The first generation of UK neobanks launched between 2015 and 2017 with a broadly shared thesis: legacy bank customer experience was poor, branch-based distribution was an unnecessary overhead, and a well-designed mobile application combined with a prepaid card product could acquire retail customers at a fraction of the cost of a traditional current account relationship. On the customer experience thesis, the neobanks were largely right — the comparison between an app-native spending notification arriving in real time and a month-end paper statement was stark enough that customer acquisition was fast and cheap in the early years. On the economics of the full banking relationship, the decade has been more instructive about what is hard.
The structural challenge that neobanks have been working through since roughly 2019 is the profitability of retail deposits. A current account relationship that generates interchange revenue from debit card transactions, and perhaps a small net interest margin from overnight float, is not a profitable relationship at scale without either premium subscription revenue or credit products that generate net interest income.

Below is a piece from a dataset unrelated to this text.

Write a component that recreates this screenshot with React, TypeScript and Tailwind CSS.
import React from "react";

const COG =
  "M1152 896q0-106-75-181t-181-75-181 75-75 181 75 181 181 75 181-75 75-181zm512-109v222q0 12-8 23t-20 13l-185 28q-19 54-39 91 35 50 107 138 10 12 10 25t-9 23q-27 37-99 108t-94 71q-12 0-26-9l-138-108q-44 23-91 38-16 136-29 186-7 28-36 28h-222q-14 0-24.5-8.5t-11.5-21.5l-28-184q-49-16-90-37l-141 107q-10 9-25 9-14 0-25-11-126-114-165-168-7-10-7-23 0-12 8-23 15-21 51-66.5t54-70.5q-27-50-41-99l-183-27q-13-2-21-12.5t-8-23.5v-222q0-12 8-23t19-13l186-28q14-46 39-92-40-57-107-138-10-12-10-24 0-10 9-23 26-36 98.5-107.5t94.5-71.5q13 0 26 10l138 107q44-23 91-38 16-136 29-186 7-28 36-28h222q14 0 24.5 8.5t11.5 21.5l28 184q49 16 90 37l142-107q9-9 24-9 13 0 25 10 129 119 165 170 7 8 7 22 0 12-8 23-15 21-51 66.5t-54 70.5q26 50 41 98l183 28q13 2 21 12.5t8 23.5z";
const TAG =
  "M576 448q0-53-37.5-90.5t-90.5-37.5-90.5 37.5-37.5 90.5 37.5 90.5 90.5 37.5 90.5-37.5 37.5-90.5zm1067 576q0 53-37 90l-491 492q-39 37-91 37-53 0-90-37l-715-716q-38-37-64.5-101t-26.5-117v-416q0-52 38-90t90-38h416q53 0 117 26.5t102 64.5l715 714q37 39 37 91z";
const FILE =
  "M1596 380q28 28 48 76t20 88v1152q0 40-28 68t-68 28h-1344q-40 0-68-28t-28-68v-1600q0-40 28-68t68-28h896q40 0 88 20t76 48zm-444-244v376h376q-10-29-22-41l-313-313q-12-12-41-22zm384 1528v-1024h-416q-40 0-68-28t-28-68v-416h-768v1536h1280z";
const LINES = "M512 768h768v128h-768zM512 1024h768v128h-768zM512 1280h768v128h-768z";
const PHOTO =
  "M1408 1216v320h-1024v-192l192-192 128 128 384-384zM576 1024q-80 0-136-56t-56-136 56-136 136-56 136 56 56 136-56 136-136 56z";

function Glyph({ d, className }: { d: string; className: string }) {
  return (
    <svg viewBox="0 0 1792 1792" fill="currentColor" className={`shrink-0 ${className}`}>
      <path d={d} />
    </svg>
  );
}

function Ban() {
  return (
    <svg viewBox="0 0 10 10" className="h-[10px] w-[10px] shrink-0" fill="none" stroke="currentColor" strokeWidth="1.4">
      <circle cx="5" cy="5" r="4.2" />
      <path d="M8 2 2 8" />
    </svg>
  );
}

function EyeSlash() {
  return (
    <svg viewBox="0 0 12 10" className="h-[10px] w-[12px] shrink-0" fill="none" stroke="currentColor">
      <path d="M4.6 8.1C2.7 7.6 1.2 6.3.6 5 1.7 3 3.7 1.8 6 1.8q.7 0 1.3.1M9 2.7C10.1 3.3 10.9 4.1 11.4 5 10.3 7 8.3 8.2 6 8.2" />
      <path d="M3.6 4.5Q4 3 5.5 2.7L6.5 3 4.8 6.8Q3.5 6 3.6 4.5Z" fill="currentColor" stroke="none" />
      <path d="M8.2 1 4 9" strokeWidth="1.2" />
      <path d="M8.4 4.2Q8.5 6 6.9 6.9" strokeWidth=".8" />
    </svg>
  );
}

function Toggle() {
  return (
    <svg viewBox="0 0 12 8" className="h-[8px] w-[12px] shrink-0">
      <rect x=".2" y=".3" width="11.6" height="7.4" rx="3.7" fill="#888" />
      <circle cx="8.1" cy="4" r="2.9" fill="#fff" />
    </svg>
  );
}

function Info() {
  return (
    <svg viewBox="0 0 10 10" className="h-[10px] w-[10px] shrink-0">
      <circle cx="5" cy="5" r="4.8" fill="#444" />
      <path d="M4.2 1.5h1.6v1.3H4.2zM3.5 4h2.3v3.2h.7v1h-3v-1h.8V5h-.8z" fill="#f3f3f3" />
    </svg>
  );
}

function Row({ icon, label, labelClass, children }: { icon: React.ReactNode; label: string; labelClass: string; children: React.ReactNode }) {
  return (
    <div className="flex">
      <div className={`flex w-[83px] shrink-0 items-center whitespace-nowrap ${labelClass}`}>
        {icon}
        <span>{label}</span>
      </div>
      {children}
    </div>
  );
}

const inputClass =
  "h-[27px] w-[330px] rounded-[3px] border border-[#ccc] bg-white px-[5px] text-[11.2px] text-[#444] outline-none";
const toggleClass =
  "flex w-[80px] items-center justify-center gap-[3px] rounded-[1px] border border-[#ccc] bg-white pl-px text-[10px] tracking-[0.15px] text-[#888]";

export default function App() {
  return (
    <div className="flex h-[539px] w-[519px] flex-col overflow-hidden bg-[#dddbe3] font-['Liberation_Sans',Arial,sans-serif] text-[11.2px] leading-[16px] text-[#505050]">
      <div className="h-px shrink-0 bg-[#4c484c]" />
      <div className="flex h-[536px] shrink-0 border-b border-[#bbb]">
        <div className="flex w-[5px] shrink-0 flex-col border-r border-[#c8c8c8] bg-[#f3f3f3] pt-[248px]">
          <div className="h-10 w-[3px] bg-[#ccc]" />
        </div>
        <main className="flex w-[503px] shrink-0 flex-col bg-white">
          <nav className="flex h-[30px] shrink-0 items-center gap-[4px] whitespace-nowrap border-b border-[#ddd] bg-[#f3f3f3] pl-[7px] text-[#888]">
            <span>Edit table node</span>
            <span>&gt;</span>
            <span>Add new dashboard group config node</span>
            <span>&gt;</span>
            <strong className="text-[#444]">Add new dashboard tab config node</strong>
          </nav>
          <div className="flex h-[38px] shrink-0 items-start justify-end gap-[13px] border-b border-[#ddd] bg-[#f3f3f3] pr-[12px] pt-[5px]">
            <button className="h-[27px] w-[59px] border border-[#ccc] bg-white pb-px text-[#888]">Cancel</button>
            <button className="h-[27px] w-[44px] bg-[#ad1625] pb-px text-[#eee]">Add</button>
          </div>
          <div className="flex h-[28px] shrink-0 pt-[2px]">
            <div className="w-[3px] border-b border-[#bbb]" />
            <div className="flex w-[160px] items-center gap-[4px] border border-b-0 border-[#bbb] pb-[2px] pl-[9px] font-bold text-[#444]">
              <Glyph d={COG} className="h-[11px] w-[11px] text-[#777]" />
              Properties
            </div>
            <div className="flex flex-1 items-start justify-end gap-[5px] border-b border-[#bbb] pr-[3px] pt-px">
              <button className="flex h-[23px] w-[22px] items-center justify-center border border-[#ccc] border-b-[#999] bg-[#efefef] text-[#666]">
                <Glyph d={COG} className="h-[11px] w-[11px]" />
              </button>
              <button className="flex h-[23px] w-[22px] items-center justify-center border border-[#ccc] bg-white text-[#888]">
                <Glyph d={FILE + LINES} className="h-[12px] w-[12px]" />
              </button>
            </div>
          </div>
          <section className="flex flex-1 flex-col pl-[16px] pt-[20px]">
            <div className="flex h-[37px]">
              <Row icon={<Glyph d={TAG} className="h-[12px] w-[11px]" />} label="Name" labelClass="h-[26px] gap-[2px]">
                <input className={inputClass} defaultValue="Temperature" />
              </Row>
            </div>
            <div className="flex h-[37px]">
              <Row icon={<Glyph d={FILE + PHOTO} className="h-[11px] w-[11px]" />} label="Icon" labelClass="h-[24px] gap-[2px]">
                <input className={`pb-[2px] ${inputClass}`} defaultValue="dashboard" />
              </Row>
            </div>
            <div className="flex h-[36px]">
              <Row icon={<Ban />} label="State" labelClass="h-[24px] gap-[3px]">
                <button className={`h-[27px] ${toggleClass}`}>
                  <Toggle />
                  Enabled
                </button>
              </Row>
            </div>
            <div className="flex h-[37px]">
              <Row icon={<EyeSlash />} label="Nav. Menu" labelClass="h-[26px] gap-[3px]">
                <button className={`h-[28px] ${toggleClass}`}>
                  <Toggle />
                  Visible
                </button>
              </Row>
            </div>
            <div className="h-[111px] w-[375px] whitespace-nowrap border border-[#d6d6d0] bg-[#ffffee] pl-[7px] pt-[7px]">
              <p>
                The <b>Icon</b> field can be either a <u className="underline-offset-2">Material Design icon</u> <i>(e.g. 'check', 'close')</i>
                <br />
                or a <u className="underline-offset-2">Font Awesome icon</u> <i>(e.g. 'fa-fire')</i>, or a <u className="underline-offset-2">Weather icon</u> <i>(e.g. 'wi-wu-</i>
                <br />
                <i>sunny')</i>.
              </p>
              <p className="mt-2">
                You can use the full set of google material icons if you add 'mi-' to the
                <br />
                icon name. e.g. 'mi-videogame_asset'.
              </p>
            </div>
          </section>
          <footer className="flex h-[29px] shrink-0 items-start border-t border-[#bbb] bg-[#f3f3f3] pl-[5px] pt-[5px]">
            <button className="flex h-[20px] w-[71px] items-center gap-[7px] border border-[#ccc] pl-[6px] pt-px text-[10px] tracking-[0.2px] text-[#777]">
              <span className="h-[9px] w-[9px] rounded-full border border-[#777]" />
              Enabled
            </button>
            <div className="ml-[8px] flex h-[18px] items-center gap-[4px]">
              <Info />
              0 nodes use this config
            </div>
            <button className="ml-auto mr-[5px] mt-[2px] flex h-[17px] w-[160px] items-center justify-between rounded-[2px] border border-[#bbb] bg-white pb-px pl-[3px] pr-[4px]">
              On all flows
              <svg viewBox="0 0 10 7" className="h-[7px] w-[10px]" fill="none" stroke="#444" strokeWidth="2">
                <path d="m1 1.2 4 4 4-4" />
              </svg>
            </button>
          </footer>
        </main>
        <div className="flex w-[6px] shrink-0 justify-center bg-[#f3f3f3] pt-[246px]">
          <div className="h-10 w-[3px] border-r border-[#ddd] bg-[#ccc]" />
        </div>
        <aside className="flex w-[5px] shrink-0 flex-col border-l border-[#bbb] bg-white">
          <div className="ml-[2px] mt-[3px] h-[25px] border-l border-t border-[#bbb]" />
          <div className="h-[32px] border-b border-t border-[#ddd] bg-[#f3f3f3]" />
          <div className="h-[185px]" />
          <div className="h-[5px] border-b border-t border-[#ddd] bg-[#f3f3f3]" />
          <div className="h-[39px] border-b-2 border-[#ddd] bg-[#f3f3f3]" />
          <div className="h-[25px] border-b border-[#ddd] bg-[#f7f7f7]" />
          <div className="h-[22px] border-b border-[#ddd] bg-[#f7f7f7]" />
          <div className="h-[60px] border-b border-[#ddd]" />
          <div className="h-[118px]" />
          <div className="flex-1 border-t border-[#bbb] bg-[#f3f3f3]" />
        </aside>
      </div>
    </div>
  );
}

The neobanks that have reached genuine profitability have done so primarily through lending — personal loans, buy-now-pay-later facilities, or in the case of the SME-focused neobanks, business lending products. The customer experience innovation was real, but the underlying financial model still required credit economics to work.

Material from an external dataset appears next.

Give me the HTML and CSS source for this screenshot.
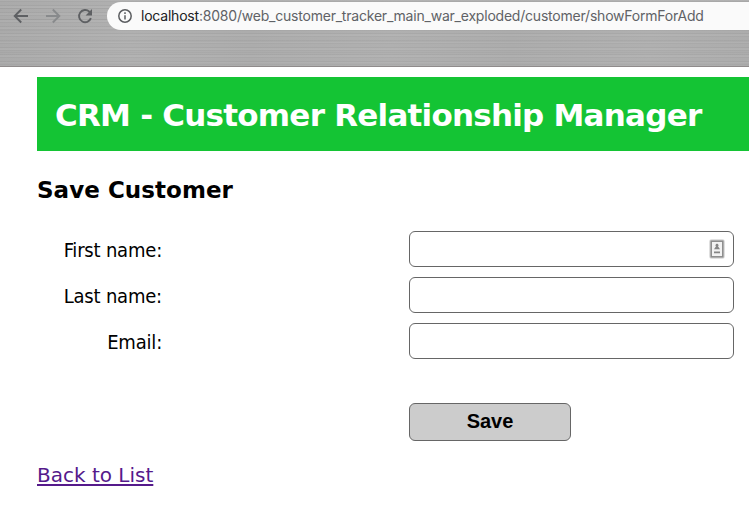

What the neobank decade has clarified, from our perspective as investors, is the distinction between customer relationship ownership and infrastructure capability. The neobanks are excellent at customer relationship ownership — mobile UX, app-native product design, low-friction onboarding — and have invested accordingly. What they are systematically less good at is the plumbing that sits beneath the customer relationship: the real-time transaction monitoring infrastructure that scales without false positive degradation, the multi-currency treasury management layer for their SME customers, the credit decisioning models that can profitably underwrite thin-file borrowers, the compliance automation that makes regulatory reporting tractable at multi-million customer scale. These are genuine infrastructure problems, and the neobanks that have invested most seriously in solving them have done so by building internal infrastructure teams or acquiring infrastructure companies rather than by deploying the mobile-first consumer product philosophy that drove their initial growth.

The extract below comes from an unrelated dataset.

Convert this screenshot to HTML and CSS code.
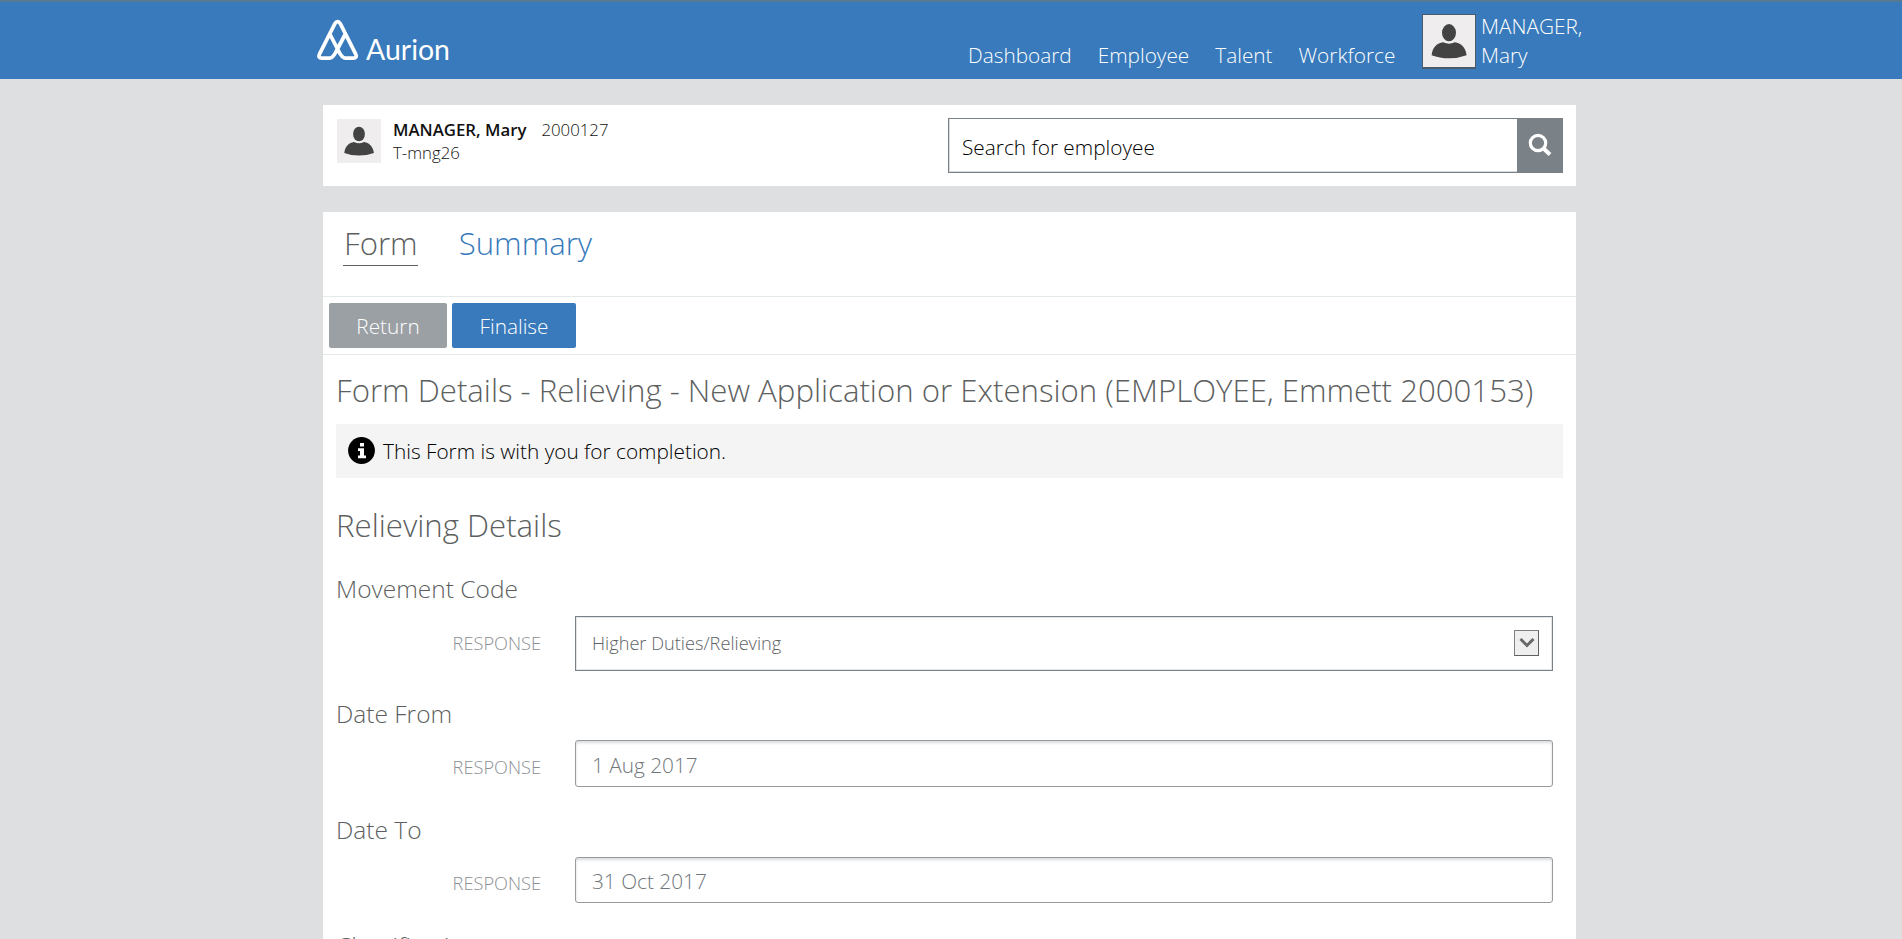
FILE: index.html
```html
<!DOCTYPE html>
<html lang="en">
<head>
<meta charset="utf-8">
<title>Aurion</title>
<link rel="stylesheet" href="styles.css">
</head>
<body>
<header class="topbar">
  <svg class="logo" width="140" height="60" viewBox="0 0 140 60">
    <g fill="none" stroke="#fff" stroke-width="3.800" stroke-linejoin="round" stroke-linecap="round">
      <path d="M14.600 19.500 L22.600 35 Q26 42.200 29.500 42.200 H37 Q41.700 42.200 39.600 37.800 L24.500 8 Q21.600 3.400 18.700 8 L3.600 37.800 Q1.600 42.200 6 42.200 H13.500 Q17 42.200 20.400 35 L28.600 19.500"/>
    </g>
    <text class="logo-text" x="50" y="44" textLength="84" lengthAdjust="spacingAndGlyphs">Aurion</text>
  </svg>
  <nav class="nav">
    <a>Dashboard</a><a>Employee</a><a>Talent</a><a>Workforce</a>
  </nav>
  <div class="user">
    <svg class="user-pic" width="52" height="53" viewBox="0 0 44 44" preserveAspectRatio="none"><rect width="44" height="44" fill="#efedee"/><ellipse cx="22" cy="15" rx="5.900" ry="7.300" fill="#434343"/><path d="M7.300 34 C8 27 12 23.800 17 23 Q22 25.500 27 23 C32 23.800 36 27 36.900 34 Q30 36.600 22 36.600 Q14 36.600 7.300 34Z" fill="#434343"/></svg>
    <span class="user-name">MANAGER,<br>Mary</span>
  </div>
</header>
<main class="page">
  <section class="card person">
    <svg class="person-pic" width="44" height="44" viewBox="0 0 44 44"><rect width="44" height="44" fill="#efedee"/><ellipse cx="22" cy="15" rx="5.900" ry="7.300" fill="#434343"/><path d="M7.300 34 C8 27 12 23.800 17 23 Q22 25.500 27 23 C32 23.800 36 27 36.900 34 Q30 36.600 22 36.600 Q14 36.600 7.300 34Z" fill="#434343"/></svg>
    <div class="person-text"><div><b>MANAGER, Mary</b><span class="person-id">2000127</span></div><div>T-mng26</div></div>
    <div class="search">
      <span class="search-field">Search for employee</span>
      <span class="search-button"><svg width="24" height="24" viewBox="0 0 24 24" fill="none" stroke="#fff"><circle cx="10" cy="10" r="7.700" stroke-width="3.200"/><path d="M15.500 15.500 L22 21.500" stroke-width="4"/></svg></span>
    </div>
  </section>
  <section class="card form">
    <div class="tabs"><span class="tab tab-active">Form</span><span class="tab">Summary</span></div>
    <div class="actions"><span class="button button-return">Return</span><span class="button button-finalise">Finalise</span></div>
    <div class="content">
      <h1 class="title">Form Details - Relieving - New Application or Extension (EMPLOYEE, Emmett 2000153)</h1>
      <div class="notice"><svg width="27" height="27" viewBox="0 0 27 27"><circle cx="13.500" cy="13.500" r="13.400"/><path fill="#fff" d="M12 6h4v3.500h-4zM10 11.200h6v7.300h2v2.800h-8v-2.800h2v-4.500h-2z"/></svg><span>This Form is with you for completion.</span></div>
      <h2 class="section-title">Relieving Details</h2>
      <h3 class="label">Movement Code</h3>
      <div class="row row-select"><span class="response">RESPONSE</span><div class="select"><span>Higher Duties/Relieving</span><span class="arrow"><svg width="16" height="12" viewBox="0 0 16 12"><path d="M1.500 1 L8 7.500 L14.500 1" fill="none" stroke="#686868" stroke-width="3"/></svg></span></div></div>
      <h3 class="label label-from">Date From</h3>
      <div class="row row-from"><span class="response">RESPONSE</span><div class="input">1 Aug 2017</div></div>
      <h3 class="label">Date To</h3>
      <div class="row row-to"><span class="response">RESPONSE</span><div class="input">31 Oct 2017</div></div>
      <h3 class="label">Classification</h3>
    </div>
  </section>
</main>
</body>
</html>
```

FILE: styles.css
```css
* { box-sizing: border-box; }
html, body { height: 100%; overflow: hidden; }
body { margin: 0; background: #dedfe1; font-family: "Open Sans", sans-serif; font-weight: 300; color: #000; }
svg { display: block; flex: none; }
h1, h2, h3 { margin: 0; font-weight: 300; color: #5d5f61; white-space: nowrap; }

.topbar { height: 79px; background: #387abb; border-top: 2px solid #567a96; padding-left: 316px; display: flex; align-items: flex-start; color: #fff; }
.logo { margin-top: 14px; }
.logo-text { font: 400 29.500px Lato, sans-serif; fill: #fff; }
.nav { margin-left: 512px; width: 454px; display: flex; gap: 26px; font-size: 20.800px; line-height: 29px; padding-top: 39px; white-space: nowrap; }
.user { display: flex; font-size: 20.800px; line-height: 29px; padding-top: 12px; }
.user-pic { width: 54px; height: 55px; border: 1px solid #4b5b6c; border-bottom-width: 2px; }
.user-name { margin: -2px 0 0 5px; }

.page { width: 1253px; margin-left: 323px; }
.card { background: #fff; margin-top: 26px; }
.person { height: 81px; display: flex; padding: 13px 13px 0 14px; }
.person-pic { margin-top: 1px; }
.person-text { margin-left: 12px; font-size: 16.800px; line-height: 23px; color: #111; width: 555px; }
.person-text b { font-weight: 600; }
.person-id { margin-left: 15px; }
.search { display: flex; width: 615px; height: 55px; margin-left: auto; }
.search-field { flex: 1; border: 1px solid #7a8187; border-right: 0; box-shadow: inset 1px -1px #d8dadc; padding-left: 13px; font-size: 20.800px; line-height: 57px; }
.search-button { width: 46px; background: #7a8187; display: flex; padding: 15px 0 0 11px; }

.form { height: 760px; }
.tabs { height: 85px; border-bottom: 1px solid #e4eae9; display: flex; gap: 41px; padding: 9px 20px 0; font-size: 31.200px; line-height: 44px; color: #387abb; }
.tab { height: 45px; }
.tab-active { color: #5d5f61; border-bottom: 1px solid #5d5f61; padding-left: 1px; }
.actions { height: 58px; border-bottom: 1px solid #e4eae9; padding: 6px; display: flex; gap: 5px; }
.button { height: 45px; border-radius: 2px; color: #fff; text-align: center; font-size: 20.800px; line-height: 46px; }
.button-return { width: 118px; background: #9ba0a4; }
.button-finalise { width: 124px; background: #387abb; }
.content { padding: 0 13px; }
.title { font-size: 31.200px; line-height: 44px; height: 69px; padding-top: 13px; }
.notice { height: 54px; background: #f4f4f4; display: flex; padding: 13px 0 0 12px; gap: 8px; font-size: 20.800px; line-height: 28px; }
.section-title { font-size: 31.200px; line-height: 44px; height: 93px; padding-top: 25px; }
.label { font-size: 24.500px; line-height: 35px; height: 45px; }
.label-from { line-height: 37px; }
.row { display: flex; }
.row-select { height: 79px; }
.row-from { height: 72px; }
.row-to { height: 71px; }
.response { width: 205px; margin-right: 34px; text-align: right; font-size: 18.200px; line-height: 54px; color: #8b9094; }
.select { width: 978px; height: 55px; border: 1px solid #7a8187; box-shadow: inset 0 0 0 1px #e1e5e5; padding: 0 13px 2px 16px; display: flex; justify-content: space-between; align-items: center; font-size: 18.200px; color: #606366; }
.arrow { width: 25px; height: 26px; background: #efefef; border: 1px solid #808080; border-right-color: #606060; border-bottom-color: #606060; padding: 7px 0 0 4px; }
.input { width: 978px; height: 47px; border: 1px solid #989b9e; border-radius: 3px; box-shadow: inset 0 2px 3px #dadcde; padding-left: 16px; font-size: 20.800px; line-height: 49px; color: #70767b; }
.row-to .response { line-height: 52px; }
.row-to .input { height: 46px; line-height: 47px; }
```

The infrastructure investment opportunity that the neobank decade has revealed is precisely in the layers that neobanks found hardest to build. Transaction monitoring at scale — where a financial institution processing millions of transactions daily needs to catch genuine suspicious activity without generating alert volumes that overwhelm a human review function — is a machine learning problem that requires both domain expertise and significant training data. Fennech Financial, which we backed in 2023, is building real-time transaction monitoring infrastructure for exactly this use case: financial institutions that need monitoring capability above what a basic rules engine provides but are not large enough to justify building a bespoke ML platform. The neobank scaling experience has created demand for this infrastructure that did not exist in the same form five years ago.
The second-order lesson is about the importance of the regulatory relationship. Several neobanks that scaled aggressively on customer acquisition found themselves with supervisory expectations — around financial crime controls, customer due diligence, and operational resilience — that they were not fully prepared to meet at the scale they had reached. The resulting remediation programmes were expensive, disruptive, and in some cases led to restrictions on new customer onboarding at precisely the moment when the business model required continued growth. The neobanks that avoided this pattern invested in regulatory infrastructure proportionate to their customer growth rather than lagging it. That is the lesson we apply when evaluating early-stage fintech infrastructure companies: regulatory investment should scale with commercial growth, not follow it.